* _Goal_: Report every line below that holds the word "React".

* _Material provided_:
==================================================

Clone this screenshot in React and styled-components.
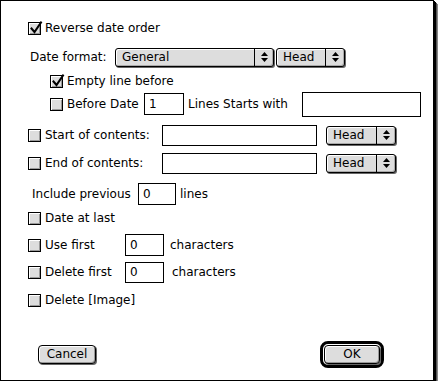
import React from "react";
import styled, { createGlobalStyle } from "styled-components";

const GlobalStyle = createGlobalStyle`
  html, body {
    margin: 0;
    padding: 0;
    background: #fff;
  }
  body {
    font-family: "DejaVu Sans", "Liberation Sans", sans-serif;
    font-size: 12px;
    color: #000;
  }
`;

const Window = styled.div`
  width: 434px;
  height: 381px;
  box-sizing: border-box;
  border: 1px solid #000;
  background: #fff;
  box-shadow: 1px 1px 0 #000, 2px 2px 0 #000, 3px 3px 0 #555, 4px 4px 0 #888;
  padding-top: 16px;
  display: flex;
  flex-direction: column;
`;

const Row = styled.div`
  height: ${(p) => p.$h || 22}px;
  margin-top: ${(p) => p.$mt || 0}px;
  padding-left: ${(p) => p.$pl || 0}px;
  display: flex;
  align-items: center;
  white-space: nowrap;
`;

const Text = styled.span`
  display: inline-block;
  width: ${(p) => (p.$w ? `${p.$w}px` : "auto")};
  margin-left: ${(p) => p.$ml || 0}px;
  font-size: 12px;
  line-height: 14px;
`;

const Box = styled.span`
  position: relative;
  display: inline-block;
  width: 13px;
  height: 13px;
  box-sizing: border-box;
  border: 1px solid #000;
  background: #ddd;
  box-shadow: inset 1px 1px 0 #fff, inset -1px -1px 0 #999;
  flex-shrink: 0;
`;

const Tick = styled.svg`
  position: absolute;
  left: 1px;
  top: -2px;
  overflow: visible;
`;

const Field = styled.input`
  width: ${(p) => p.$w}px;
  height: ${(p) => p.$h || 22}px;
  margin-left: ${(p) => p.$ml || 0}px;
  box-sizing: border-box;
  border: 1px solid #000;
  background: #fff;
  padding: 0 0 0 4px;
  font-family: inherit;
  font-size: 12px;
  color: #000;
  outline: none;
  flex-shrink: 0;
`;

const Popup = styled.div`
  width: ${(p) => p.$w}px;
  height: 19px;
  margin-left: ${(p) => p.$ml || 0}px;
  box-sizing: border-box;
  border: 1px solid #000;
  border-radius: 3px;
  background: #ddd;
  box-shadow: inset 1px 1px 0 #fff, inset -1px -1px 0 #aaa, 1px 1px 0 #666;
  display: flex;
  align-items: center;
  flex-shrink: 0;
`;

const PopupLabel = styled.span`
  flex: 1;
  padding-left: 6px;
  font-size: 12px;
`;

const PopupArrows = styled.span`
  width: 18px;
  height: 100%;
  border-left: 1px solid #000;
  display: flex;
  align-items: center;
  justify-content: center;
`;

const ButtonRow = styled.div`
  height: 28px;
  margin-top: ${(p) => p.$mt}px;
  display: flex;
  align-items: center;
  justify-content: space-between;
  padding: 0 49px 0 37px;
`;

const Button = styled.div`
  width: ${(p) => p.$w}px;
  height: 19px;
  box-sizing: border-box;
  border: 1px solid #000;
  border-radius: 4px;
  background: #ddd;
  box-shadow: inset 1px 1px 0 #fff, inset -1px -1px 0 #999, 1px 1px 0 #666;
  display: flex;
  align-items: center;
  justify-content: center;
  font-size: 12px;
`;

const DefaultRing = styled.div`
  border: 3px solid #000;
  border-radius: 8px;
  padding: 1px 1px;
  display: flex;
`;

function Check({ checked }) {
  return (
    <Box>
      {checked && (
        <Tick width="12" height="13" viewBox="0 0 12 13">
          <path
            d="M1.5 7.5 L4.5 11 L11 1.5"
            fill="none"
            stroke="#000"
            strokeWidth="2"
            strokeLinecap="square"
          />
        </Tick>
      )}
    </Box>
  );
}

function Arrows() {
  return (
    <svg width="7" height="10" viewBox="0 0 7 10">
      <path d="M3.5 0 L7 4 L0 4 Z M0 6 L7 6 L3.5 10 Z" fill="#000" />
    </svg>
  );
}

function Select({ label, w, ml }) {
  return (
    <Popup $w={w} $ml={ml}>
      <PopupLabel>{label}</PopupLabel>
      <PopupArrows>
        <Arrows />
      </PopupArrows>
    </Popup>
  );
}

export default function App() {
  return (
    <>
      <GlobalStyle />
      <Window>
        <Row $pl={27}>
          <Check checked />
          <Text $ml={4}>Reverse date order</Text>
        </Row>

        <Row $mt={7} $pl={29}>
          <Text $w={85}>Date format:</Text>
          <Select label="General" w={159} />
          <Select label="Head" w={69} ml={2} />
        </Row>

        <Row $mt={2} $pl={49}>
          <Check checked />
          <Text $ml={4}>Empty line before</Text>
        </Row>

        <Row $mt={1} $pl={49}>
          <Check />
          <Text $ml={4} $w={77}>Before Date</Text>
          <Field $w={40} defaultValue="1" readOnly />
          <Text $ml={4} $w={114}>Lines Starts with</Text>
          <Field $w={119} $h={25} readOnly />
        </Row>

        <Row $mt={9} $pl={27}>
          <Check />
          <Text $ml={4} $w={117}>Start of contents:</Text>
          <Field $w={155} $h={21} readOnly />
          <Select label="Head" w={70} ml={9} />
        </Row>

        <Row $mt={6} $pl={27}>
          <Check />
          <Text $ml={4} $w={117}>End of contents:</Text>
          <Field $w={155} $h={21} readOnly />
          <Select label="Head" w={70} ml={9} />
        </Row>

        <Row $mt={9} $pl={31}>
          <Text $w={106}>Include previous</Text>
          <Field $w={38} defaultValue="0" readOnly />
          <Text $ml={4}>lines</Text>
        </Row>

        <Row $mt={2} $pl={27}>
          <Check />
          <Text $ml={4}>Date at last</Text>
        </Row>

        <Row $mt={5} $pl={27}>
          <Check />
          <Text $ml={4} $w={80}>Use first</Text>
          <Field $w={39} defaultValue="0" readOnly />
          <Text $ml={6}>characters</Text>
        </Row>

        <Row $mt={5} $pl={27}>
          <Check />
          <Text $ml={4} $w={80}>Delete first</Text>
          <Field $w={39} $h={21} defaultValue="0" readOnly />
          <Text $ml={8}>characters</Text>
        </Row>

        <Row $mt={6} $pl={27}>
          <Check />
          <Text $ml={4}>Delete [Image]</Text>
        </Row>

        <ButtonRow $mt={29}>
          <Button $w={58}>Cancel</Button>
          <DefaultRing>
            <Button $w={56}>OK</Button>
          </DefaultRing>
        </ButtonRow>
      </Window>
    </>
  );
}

==================================================

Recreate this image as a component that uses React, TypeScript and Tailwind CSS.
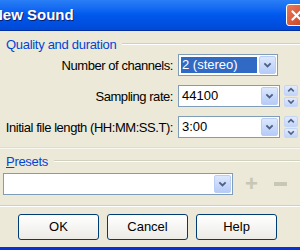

==================================================

* _Exercise output_:
Clone this screenshot in React and styled-components.
import React from "react";
Recreate this image as a component that uses React, TypeScript and Tailwind CSS.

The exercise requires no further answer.